SMILING AND ITS EFFECTS PROJECT
Smiling makes you more attractive. It lifts your mood and the mood of everyone around you. It is believed to be infectious and may even make you live longer.
How Smiling Affects your Brain
Each time you smile your brain feels really happy. Smiling activates the release of feel- good-messengers that work towards fighting stress. These messengers help you experience a whole range of emotions, from happiness to sadness, anger to depression.
When a smile flashes across your face; dopamine, endorphins and serotonin are all released into your bloodstream, making not only your body relax but also work to lower your heart rate and blood pressure. Endorphins are natural painkillers – 100%
naturally produced by your own body, without the negative effects of medication.
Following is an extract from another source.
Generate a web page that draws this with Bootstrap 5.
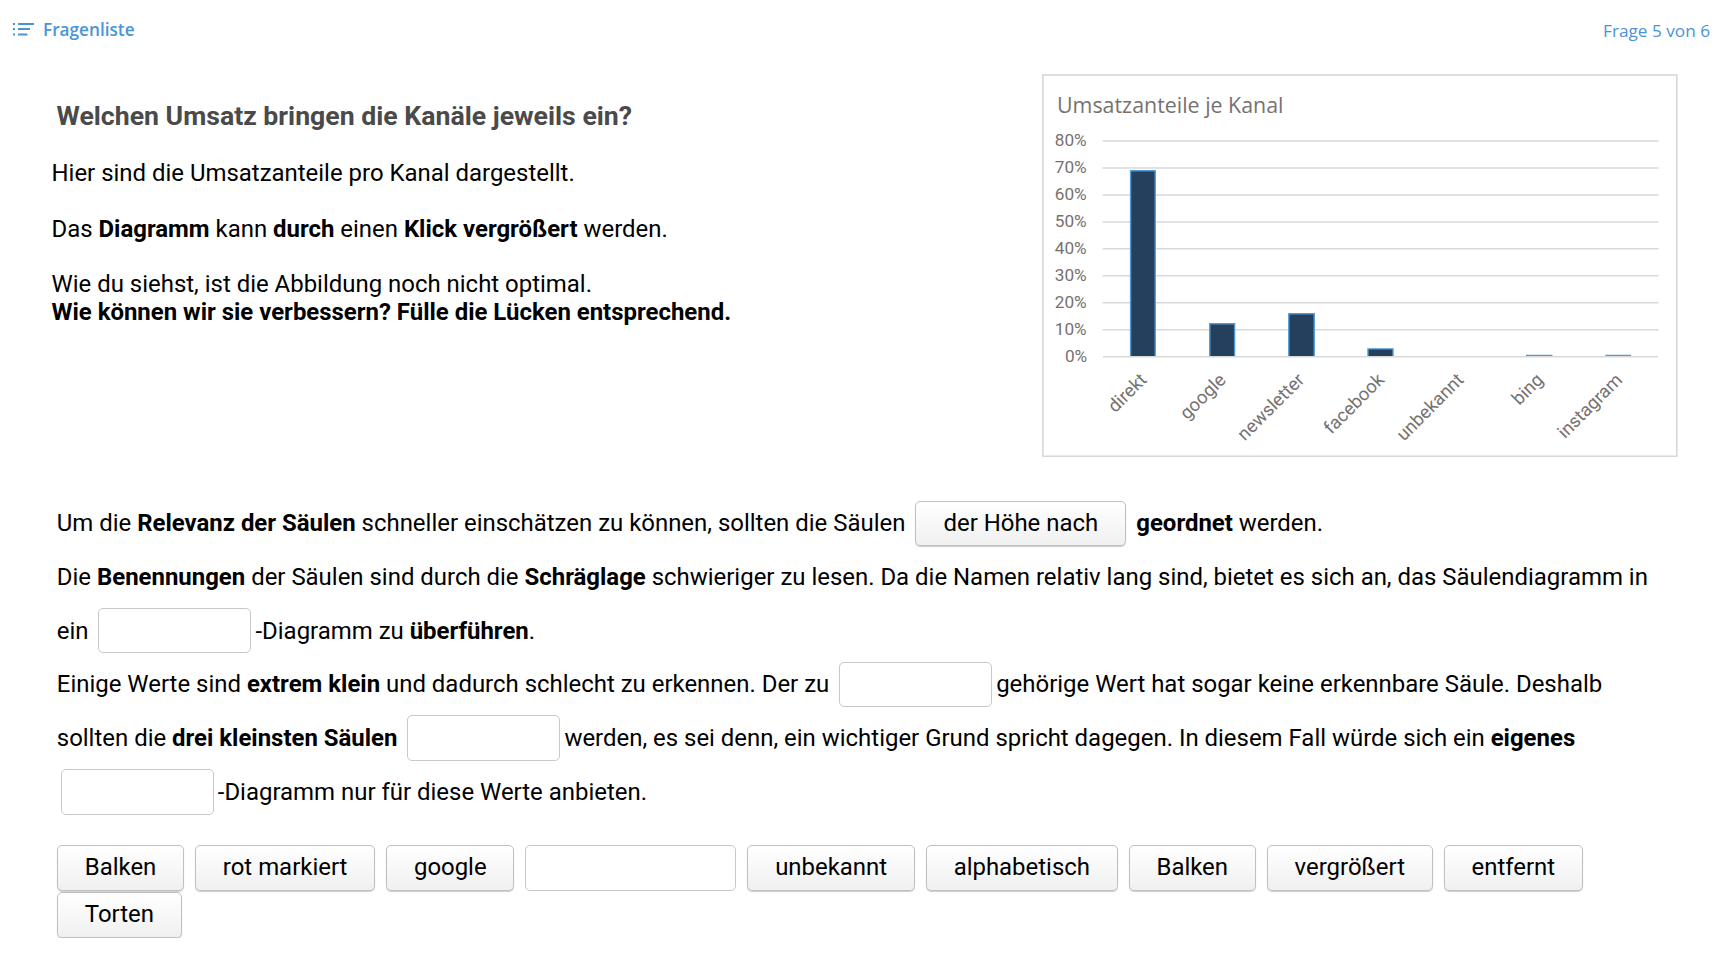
<!DOCTYPE html>
<html lang="de">
<head>
<meta charset="utf-8">
<meta name="viewport" content="width=device-width, initial-scale=1">
<title>Fragenliste</title>
<link href="https://cdn.jsdelivr.net/npm/bootstrap@5.3.0/dist/css/bootstrap.min.css" rel="stylesheet">
<style>
  body { font-family: Roboto, sans-serif; font-size: 23.94px; line-height: 28px; color: #000; background: #fff; }
  strong { font-weight: 700; }
  .topbar { height: 60px; padding: 17px 20px 0 12px; font-family: "Open Sans", sans-serif; font-size: 17.2px; line-height: 26px; }
  .topbar a, .topbar span { color: #4a94d6; }
  .topbar a { font-weight: 600; }
  .topbar svg { margin-top: -2px; }
  .counter { padding-top: 1px; }
  .intro { padding-left: 51.5px; padding-right: 52px; height: 437px; }
  .intro h1 { font-size: 26.65px; line-height: 32px; font-weight: 700; color: #4a4a4a; margin: 40px 0 27px 5px; }
  .intro p { margin-bottom: 27.6px; }
  .chart { margin-top: 14px; width: 636px; height: 383px; }
  .cloze { padding-left: 56.8px; line-height: 53.75px; white-space: nowrap; }
  .gap, .chip { display: inline-flex; align-items: center; justify-content: center; height: 46px; border: 1px solid #c8c8c8; border-radius: 5px; line-height: 44px; vertical-align: middle; background: #fff; }
  .gap { width: 153px; margin: 0 4px; }
  .cloze .chip { margin-bottom: 2px; }
  .cloze .gap { margin-bottom: 3px; }
  .cloze .chip, .cloze .gap { height: 45.5px; }
  .chip { padding: 0 26.75px 2px; border-color: #c0c0c0; background: linear-gradient(#fff, #f0f0f0); box-shadow: 0 1px 1px rgba(0,0,0,.2); white-space: nowrap; }
  .slot-wide { width: 211px; padding: 0 0 2px; }
  .slot-empty { background: #fff; box-shadow: none; border-color: #c8c8c8; }
  .bank { margin: 25px 120px 0 57px; column-gap: 11px; row-gap: 1px; }
</style>
</head>
<body>
<header class="topbar d-flex justify-content-between align-items-start">
  <a href="#" class="d-flex align-items-center text-decoration-none">
    <svg width="23" height="14" viewBox="0 0 23 14" fill="#4a94d6" class="me-2"><path d="M1 1h2v2H1zM6 1h16v2H6zM1 6h2v2H1zM6 6h12v2H6zM1 11.500h2v2H1zM6 11.500h9.500v2H6z"/></svg>
    <span>Fragenliste</span>
  </a>
  <span class="counter">Frage 5 von 6</span>
</header>

<main>
  <section class="intro d-flex justify-content-between align-items-start">
    <div>
      <h1>Welchen Umsatz bringen die Kanäle jeweils ein?</h1>
      <p>Hier sind die Umsatzanteile pro Kanal dargestellt.</p>
      <p>Das <strong>Diagramm</strong> kann <strong>durch</strong> einen <strong>Klick vergrößert</strong> werden.</p>
      <p>Wie du siehst, ist die Abbildung noch nicht optimal.<br><strong>Wie können wir sie verbessern? Fülle die Lücken entsprechend.</strong></p>
    </div>
    <svg class="chart" viewBox="1042 74 636 383" font-family="Roboto, sans-serif" font-size="17.200" fill="#767171">
      <rect x="1042.800" y="75" width="634" height="381.300" fill="#fff" stroke="#d9d9d9" stroke-width="1.700"/>
      <text x="1057" y="112.600" font-family="'Open Sans', sans-serif" font-size="21.500" textLength="226.500" lengthAdjust="spacingAndGlyphs">Umsatzanteile je Kanal</text>
      <path d="M1102.500 141H1658.500M1102.500 168H1658.500M1102.500 195H1658.500M1102.500 222H1658.500M1102.500 248.700H1658.500M1102.500 275.700H1658.500M1102.500 302.700H1658.500M1102.500 329.700H1658.500M1103 356.700H1658" stroke="#d9d9d9" stroke-width="1.600"/>
      <g text-anchor="end">
        <text x="1086.700" y="146">80%</text><text x="1086.700" y="173">70%</text><text x="1086.700" y="200">60%</text>
        <text x="1086.700" y="227">50%</text><text x="1086.700" y="254">40%</text><text x="1086.700" y="281">30%</text>
        <text x="1086.700" y="308">20%</text><text x="1086.700" y="335">10%</text><text x="1087.200" y="362">0%</text>
      </g>
      <g fill="#24405c" stroke="#4f9ad8" stroke-width="1.400">
        <path d="M1130.600 356V170.700H1155.200V356"/>
        <path d="M1209.800 356V323.800H1234.600V356"/>
        <path d="M1288.800 356V313.700H1314.200V356"/>
        <path d="M1368 356V348.900H1393V356"/>
        <path d="M1526 355.400H1552.500M1605.300 355.400H1631"/>
      </g>
      <g text-anchor="end" font-size="18.400">
        <text transform="translate(1147.800 381) rotate(-45)">direkt</text>
        <text transform="translate(1226.800 381) rotate(-45)">google</text>
        <text transform="translate(1305.300 381) rotate(-45)">newsletter</text>
        <text transform="translate(1385.300 381) rotate(-45)">facebook</text>
        <text transform="translate(1464.800 381) rotate(-45)">unbekannt</text>
        <text transform="translate(1544.300 381) rotate(-45)">bing</text>
        <text transform="translate(1623.300 381) rotate(-45)">instagram</text>
      </g>
    </svg>
  </section>

  <section class="cloze">
    <div>Um die <strong>Relevanz der Säulen</strong> schneller einschätzen zu können, sollten die Säulen <span class="chip slot-wide mx-1">der Höhe nach</span> <strong>geordnet</strong> werden.</div>
    <div>Die <strong>Benennungen</strong> der Säulen sind durch die <strong>Schräglage</strong> schwieriger zu lesen. Da die Namen relativ lang sind, bietet es sich an, das Säulendiagramm in</div>
    <div>ein <span class="gap"></span>-Diagramm zu <strong>überführen</strong>.</div>
    <div>Einige Werte sind <strong>extrem klein</strong> und dadurch schlecht zu erkennen. Der zu <span class="gap"></span>gehörige Wert hat sogar keine erkennbare Säule. Deshalb</div>
    <div>sollten die <strong>drei kleinsten Säulen</strong> <span class="gap"></span>werden, es sei denn, ein wichtiger Grund spricht dagegen. In diesem Fall würde sich ein <strong>eigenes</strong></div>
    <div><span class="gap"></span>-Diagramm nur für diese Werte anbieten.</div>
  </section>

  <section class="bank d-flex flex-wrap">
    <span class="chip">Balken</span>
    <span class="chip">rot markiert</span>
    <span class="chip">google</span>
    <span class="chip slot-wide slot-empty"></span>
    <span class="chip">unbekannt</span>
    <span class="chip">alphabetisch</span>
    <span class="chip">Balken</span>
    <span class="chip">vergrößert</span>
    <span class="chip">entfernt</span>
    <span class="chip">Torten</span>
  </section>
</main>
<script src="https://cdn.jsdelivr.net/npm/bootstrap@5.3.0/dist/js/bootstrap.bundle.min.js"></script>
</body>
</html>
How Smiling Affects Your Body
When you smile, people treat you differently. You’re seen as attractive, reliable, relaxed and sincere. Scientists found that seeing an attractive smiling face activates your orbitofrontal cortex, the region in your brain processing sensory rewards. This suggests
that when you view a person smiling, you actually feel that you’re being rewarded.
How Smiling Affects Other People
Smiling is infectious, because the part of your brain that is responsible for your facial expression of smiling when happy or mimicking another person’s smile is located in the cingulate cortex, an unconscious automatic response area. In a Swedish study, subjects were shown pictures of different emotions, including joy, fear, anger, and surprise. The participants were told to frown when shown a smiling person. Instead, as you might have already guessed, participants echoed the emotions of the people rather than following the researcher’s instructions.We can’t always control what happens to us, but smiling and laughing more often can
really change your internal and external experience, and brighten your perspective on life. So just keep smiling!
The professor will select a group of three or more students to go to a public place (mall, flea market, bus station, college campus, park, beach, downtown, etc.). This group will prepare themselves to select a location. Each student will take turns in smiling to
complete strangers. The other two students will be the observers of the effects of not only the strangers, but of the student themselves. The students will randomly select different people from the community and smile to them. The range of smiling can be from a fake smile, a smirk, or full blown smile with a laugh attached to it. There are a minimum of 30 observable smiles per student to men and women from our society.
You are smiling to babies, toddlers, teenagers, young adults, middle aged, and elderly.
Separate your smiles evenly among your sample strangers. There is no need for interaction from the smiling student; however, the other two students must be able to be nearby to see the reaction of the general public and observe it’s effects.
The group will share the entire load of organizing a day to do this research, taking turns in smiling, writing the observation, writing the essay, and making the graphs.
Each person of the group will assist in writing the five (5) page essay (introduction – body – conclusions) which explains your entire work of where you went for the smiling, the effects of the public, the effects of the student, and the final thoughts of all three students after completing this project. The final page of this project would be to make two (2) graphs which depict your findings. The graphs have to be quantitative which depict your results of your study.
You will write a five (5) page essay of your findings after there has been 30 smiling interactions from your team. Page one is the cover sheet with all student’s names, page two through four is your essay, and page five is your graphs.
To successfully complete this assignment follow the steps below:
1. Get assigned into a group. Get to know your group.2. Within the group, plan a day or days to go within your community to begin smiling.
3. Smile to 30 strangers, (10 per student) of people of your community.
4. Each member of the group will submit the same graphs. This graphs will have a cover page with the class name, date, professor’s name, and the names of all students within the group.
5. Submit the graphs using Canvas.
6. The group will create four (2) graphs depicting quantitative data of your research.
Submit your essay and graphs using Canvas.